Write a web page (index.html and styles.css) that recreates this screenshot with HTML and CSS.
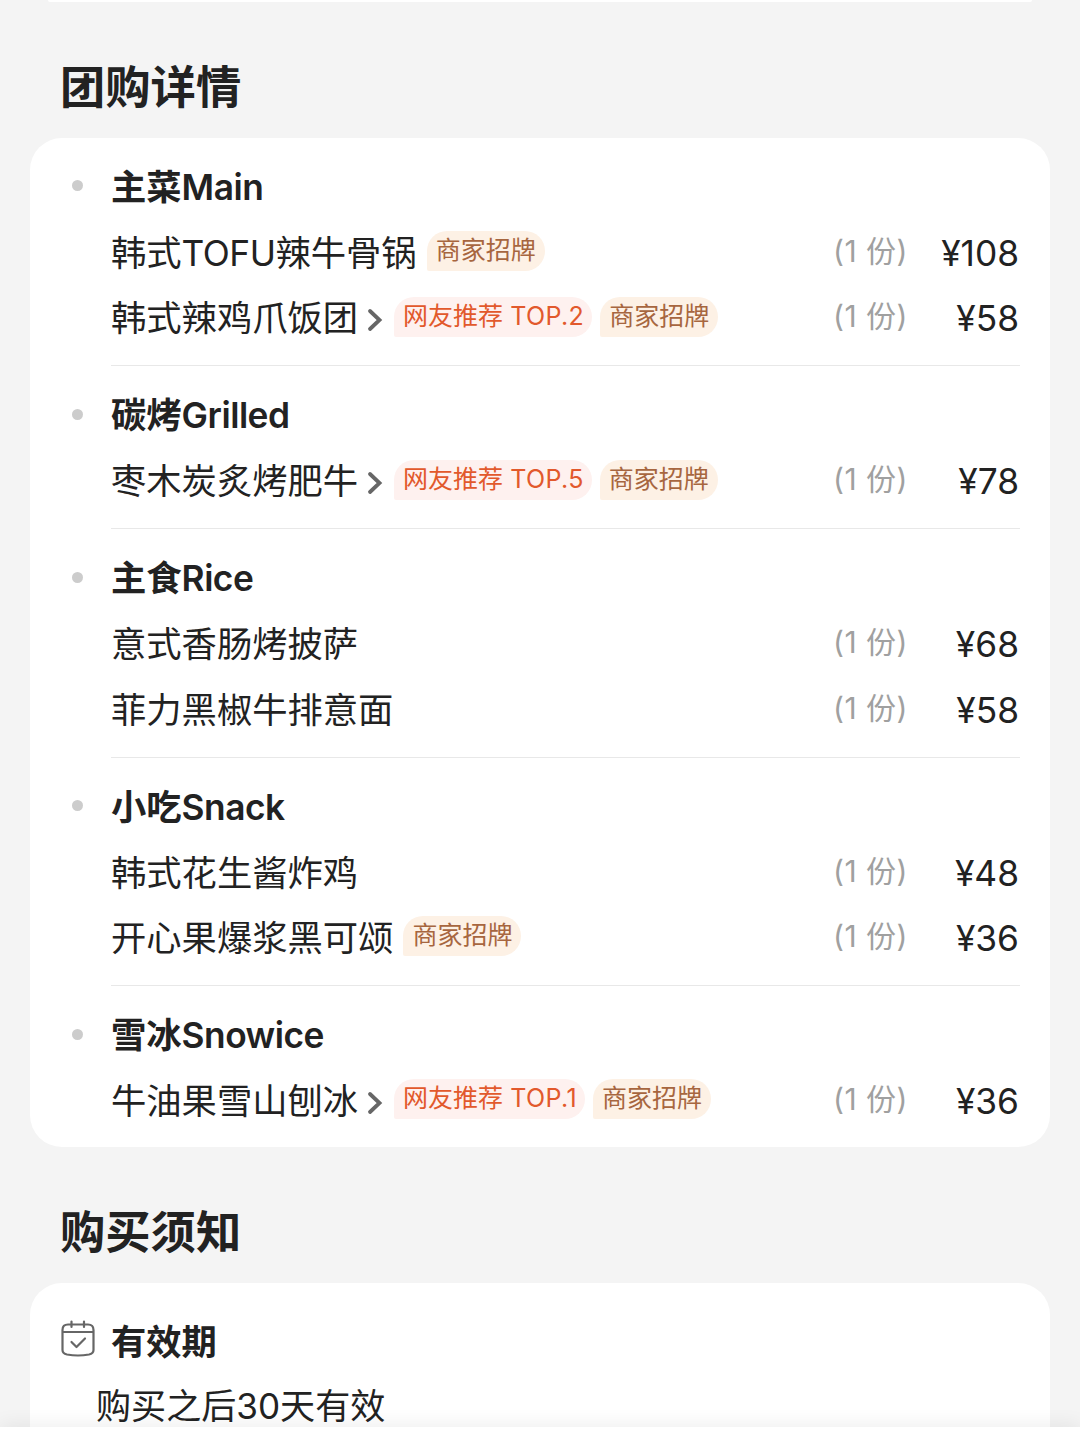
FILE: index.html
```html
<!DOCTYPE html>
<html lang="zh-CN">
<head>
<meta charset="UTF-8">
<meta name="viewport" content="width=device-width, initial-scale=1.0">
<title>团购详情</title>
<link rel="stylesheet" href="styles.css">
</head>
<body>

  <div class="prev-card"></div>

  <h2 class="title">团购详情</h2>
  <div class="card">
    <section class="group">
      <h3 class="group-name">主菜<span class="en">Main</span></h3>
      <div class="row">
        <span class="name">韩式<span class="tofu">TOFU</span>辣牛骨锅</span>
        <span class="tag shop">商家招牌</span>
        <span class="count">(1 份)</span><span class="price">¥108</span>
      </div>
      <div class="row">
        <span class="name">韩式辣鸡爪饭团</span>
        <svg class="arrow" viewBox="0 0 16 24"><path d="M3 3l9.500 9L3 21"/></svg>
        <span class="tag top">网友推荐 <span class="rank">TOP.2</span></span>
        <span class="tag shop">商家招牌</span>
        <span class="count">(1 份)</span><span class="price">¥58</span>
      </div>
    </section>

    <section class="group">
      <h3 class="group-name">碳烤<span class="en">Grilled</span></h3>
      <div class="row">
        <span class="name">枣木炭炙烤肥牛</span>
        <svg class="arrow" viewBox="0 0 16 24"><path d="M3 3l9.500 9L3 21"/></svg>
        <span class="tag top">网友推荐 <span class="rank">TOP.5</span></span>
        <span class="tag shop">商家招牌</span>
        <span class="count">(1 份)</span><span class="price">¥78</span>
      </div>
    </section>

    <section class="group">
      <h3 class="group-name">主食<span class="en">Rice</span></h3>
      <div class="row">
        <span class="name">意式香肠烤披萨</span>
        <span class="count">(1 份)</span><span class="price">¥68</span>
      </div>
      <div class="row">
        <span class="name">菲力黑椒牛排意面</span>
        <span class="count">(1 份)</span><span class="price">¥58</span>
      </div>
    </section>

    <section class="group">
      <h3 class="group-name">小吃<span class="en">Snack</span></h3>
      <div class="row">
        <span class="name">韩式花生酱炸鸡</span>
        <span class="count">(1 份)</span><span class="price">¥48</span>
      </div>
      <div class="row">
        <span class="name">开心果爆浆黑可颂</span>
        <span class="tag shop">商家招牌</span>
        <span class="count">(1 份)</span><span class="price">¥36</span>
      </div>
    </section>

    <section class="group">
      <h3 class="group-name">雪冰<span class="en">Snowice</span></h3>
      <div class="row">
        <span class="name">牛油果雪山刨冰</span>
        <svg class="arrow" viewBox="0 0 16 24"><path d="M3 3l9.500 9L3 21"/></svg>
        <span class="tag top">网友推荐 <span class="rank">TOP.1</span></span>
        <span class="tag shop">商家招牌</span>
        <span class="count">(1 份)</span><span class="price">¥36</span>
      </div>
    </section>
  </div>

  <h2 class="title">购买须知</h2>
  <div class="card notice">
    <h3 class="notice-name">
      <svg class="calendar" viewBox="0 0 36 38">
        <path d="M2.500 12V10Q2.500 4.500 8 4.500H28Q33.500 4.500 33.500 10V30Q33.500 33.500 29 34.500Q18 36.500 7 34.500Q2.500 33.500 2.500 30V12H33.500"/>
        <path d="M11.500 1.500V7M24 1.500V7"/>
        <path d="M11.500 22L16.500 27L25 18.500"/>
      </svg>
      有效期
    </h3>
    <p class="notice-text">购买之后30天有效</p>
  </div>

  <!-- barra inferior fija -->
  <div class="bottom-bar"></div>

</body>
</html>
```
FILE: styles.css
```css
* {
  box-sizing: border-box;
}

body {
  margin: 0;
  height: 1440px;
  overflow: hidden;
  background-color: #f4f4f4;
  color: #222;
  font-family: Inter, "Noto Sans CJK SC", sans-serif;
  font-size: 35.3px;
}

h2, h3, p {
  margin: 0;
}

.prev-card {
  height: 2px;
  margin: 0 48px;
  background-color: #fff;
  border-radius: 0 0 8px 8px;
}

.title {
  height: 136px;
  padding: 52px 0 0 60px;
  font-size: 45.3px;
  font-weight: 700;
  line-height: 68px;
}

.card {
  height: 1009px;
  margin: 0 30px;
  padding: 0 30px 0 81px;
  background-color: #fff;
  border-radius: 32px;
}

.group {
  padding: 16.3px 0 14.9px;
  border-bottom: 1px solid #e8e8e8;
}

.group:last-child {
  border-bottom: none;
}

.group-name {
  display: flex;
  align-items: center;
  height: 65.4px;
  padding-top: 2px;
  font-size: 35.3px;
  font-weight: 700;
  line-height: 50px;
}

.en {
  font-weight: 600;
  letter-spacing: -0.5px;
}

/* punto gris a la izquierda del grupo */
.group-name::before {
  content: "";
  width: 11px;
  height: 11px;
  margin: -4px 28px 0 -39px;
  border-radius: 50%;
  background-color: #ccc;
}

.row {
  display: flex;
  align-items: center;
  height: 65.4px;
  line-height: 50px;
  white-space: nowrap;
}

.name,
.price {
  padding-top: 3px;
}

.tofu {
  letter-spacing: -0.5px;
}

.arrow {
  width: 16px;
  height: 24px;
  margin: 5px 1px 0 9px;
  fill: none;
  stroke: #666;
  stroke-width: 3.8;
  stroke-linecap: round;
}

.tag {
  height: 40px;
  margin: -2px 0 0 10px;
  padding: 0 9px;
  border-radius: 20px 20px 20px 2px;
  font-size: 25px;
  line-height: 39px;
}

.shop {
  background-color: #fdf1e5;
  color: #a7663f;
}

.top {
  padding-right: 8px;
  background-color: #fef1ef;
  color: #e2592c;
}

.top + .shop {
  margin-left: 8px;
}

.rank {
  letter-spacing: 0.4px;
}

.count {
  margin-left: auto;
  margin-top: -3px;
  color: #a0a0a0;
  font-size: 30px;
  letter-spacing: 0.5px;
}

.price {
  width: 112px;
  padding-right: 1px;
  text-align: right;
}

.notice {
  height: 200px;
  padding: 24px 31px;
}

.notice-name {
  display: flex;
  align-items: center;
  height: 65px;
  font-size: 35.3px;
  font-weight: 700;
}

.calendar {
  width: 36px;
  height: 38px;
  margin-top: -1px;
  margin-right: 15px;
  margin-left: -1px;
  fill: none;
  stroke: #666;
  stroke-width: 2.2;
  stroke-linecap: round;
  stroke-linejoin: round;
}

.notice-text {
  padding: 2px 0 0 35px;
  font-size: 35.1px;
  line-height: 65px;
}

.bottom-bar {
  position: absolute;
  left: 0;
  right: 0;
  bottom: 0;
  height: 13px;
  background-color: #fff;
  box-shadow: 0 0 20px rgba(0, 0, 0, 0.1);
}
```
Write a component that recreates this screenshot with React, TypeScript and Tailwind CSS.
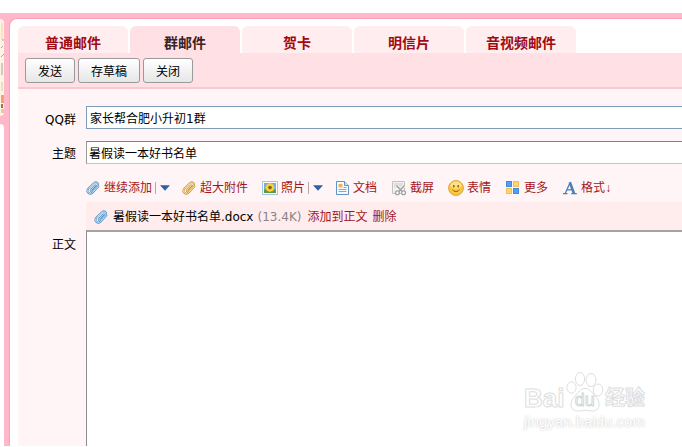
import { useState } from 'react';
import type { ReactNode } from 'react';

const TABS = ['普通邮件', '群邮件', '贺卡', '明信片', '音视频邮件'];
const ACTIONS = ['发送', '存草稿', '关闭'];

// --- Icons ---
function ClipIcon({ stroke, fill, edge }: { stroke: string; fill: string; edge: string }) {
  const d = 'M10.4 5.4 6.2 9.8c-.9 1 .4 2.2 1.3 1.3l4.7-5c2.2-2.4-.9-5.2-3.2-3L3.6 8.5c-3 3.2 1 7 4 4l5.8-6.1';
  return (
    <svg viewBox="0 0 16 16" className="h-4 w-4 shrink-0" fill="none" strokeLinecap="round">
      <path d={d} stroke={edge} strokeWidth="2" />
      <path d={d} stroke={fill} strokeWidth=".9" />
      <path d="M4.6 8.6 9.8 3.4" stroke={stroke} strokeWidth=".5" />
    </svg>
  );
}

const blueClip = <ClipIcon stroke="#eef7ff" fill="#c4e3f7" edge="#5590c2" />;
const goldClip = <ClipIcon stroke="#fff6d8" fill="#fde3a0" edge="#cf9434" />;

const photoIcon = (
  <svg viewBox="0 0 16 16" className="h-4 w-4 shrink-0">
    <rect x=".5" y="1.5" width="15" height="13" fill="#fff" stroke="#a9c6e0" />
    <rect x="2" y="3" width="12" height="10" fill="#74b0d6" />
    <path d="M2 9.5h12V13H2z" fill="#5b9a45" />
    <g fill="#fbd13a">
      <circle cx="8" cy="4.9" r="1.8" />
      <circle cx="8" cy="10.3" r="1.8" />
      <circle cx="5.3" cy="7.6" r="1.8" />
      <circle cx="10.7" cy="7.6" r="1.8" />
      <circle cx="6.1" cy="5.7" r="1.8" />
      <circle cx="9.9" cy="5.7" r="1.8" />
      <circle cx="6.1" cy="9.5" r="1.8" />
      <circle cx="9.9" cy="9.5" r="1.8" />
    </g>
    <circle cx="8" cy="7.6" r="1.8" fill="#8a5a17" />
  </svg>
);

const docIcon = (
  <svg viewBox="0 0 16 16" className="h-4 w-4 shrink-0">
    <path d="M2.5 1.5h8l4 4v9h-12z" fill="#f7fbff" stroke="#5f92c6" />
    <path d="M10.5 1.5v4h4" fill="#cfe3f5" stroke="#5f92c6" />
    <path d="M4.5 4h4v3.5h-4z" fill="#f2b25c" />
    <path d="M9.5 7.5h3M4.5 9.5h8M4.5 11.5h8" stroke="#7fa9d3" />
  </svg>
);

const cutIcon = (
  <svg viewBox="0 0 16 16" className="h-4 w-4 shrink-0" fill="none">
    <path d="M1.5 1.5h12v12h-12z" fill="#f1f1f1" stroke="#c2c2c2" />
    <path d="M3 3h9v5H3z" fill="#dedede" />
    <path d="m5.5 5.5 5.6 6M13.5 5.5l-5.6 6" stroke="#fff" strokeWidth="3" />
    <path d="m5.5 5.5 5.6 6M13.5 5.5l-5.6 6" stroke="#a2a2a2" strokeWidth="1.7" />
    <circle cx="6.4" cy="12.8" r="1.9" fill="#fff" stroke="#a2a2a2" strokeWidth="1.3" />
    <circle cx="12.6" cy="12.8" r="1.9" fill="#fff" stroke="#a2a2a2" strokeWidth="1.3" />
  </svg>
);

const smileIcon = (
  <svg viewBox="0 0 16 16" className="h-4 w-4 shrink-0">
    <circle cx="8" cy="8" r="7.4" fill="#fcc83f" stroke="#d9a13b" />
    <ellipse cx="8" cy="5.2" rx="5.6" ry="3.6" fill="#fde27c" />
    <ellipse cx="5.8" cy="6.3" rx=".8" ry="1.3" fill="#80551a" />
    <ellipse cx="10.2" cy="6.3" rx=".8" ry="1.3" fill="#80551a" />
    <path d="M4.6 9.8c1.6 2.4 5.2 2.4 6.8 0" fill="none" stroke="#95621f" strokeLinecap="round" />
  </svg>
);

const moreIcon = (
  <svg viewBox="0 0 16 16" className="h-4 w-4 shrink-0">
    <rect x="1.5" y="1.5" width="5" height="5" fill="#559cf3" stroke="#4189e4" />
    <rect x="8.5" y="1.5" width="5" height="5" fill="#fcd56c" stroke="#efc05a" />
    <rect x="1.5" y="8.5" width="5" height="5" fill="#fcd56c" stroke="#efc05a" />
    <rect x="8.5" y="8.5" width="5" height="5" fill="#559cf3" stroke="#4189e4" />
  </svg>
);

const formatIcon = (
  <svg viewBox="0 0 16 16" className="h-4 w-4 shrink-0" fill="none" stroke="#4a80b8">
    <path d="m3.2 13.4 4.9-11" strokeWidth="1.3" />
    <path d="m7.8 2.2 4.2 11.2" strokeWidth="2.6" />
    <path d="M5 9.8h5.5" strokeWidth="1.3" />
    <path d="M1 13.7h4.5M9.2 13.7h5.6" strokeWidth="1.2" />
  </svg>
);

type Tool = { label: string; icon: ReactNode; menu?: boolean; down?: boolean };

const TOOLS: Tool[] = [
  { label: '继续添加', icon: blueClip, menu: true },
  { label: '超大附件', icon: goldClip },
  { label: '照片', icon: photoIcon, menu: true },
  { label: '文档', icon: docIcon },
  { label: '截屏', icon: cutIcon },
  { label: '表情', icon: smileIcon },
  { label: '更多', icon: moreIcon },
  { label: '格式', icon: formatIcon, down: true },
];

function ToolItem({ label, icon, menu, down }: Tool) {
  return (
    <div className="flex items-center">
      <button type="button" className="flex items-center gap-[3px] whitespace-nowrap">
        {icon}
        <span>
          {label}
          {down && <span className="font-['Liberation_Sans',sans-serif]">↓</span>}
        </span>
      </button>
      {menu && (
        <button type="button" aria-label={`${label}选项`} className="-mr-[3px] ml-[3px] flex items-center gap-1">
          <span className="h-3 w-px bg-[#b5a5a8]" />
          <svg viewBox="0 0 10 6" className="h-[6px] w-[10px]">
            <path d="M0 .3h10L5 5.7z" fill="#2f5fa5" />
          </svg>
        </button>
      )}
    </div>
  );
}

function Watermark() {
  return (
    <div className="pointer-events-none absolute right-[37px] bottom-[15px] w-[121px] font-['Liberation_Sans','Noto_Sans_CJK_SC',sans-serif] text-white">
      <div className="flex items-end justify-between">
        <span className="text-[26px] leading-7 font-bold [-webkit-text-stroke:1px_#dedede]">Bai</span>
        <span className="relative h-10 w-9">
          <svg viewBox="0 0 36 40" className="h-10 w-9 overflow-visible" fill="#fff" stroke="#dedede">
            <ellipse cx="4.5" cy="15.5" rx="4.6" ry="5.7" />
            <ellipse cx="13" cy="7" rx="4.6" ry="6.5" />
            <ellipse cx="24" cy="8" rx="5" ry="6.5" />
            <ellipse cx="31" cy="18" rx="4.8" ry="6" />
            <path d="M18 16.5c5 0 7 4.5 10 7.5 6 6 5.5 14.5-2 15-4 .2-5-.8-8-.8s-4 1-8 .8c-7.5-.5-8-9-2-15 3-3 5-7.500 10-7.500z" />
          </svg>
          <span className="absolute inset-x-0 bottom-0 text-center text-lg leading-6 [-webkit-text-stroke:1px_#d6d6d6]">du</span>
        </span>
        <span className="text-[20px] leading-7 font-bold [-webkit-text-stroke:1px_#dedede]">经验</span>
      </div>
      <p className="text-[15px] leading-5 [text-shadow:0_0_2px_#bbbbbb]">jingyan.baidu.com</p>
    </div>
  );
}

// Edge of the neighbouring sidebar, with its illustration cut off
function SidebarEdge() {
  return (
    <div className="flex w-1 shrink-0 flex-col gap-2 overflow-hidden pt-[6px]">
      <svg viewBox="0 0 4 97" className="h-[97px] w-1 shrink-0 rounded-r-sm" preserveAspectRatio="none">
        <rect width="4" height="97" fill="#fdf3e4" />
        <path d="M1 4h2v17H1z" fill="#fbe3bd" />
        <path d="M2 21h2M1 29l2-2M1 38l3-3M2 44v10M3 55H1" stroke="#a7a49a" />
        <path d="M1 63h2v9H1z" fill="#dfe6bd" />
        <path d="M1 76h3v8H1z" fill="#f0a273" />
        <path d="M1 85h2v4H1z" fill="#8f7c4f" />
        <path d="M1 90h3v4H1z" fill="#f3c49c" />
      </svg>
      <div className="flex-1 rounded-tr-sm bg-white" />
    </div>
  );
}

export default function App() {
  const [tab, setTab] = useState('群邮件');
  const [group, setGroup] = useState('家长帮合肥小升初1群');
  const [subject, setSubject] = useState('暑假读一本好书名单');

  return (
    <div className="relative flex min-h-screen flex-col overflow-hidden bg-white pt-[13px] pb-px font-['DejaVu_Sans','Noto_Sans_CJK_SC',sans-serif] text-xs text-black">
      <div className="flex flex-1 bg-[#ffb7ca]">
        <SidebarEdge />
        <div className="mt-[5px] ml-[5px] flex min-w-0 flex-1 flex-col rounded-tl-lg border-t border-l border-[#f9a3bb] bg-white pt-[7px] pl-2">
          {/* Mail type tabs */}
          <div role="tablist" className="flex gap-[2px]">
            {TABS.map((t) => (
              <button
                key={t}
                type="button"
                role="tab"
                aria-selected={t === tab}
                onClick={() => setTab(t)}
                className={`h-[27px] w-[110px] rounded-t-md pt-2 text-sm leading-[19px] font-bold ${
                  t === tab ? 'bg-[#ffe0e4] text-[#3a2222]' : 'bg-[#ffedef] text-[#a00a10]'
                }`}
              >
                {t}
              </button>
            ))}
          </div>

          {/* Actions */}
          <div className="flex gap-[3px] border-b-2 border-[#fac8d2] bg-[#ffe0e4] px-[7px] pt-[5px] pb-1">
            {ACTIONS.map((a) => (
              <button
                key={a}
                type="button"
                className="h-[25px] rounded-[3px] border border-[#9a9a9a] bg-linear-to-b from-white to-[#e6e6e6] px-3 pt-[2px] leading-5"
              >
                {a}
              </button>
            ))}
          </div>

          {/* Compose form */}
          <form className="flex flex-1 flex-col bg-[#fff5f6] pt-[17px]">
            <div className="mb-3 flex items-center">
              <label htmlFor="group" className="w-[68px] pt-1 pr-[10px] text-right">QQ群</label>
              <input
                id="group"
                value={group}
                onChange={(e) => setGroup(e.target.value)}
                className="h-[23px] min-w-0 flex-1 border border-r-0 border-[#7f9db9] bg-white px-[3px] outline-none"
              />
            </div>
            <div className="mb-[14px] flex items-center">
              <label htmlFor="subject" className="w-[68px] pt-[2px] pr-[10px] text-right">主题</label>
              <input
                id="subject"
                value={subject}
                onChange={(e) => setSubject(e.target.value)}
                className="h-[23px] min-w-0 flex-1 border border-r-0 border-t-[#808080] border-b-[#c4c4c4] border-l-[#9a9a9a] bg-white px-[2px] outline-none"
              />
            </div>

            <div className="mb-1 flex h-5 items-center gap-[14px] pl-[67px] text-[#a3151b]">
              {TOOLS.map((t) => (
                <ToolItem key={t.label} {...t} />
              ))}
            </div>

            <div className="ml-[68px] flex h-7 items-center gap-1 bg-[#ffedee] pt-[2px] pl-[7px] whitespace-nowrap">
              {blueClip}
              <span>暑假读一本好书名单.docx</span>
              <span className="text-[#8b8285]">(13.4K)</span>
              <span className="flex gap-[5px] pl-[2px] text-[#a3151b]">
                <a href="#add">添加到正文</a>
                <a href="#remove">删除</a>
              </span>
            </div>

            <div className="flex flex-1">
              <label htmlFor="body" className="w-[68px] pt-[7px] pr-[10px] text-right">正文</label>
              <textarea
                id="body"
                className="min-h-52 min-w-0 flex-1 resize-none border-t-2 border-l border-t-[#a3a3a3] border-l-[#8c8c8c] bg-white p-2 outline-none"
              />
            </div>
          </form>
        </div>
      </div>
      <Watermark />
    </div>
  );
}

Problem requirements
Copy exactly the material above from the line with "Write a component" to the line with "const ACTIONS = ['发送', '存草稿', '关闭'];", ends included, and nothing else. Leave out any picture.

Result of the exercise
Write a component that recreates this screenshot with React, TypeScript and Tailwind CSS.
import { useState } from 'react';
import type { ReactNode } from 'react';

const TABS = ['普通邮件', '群邮件', '贺卡', '明信片', '音视频邮件'];
const ACTIONS = ['发送', '存草稿', '关闭'];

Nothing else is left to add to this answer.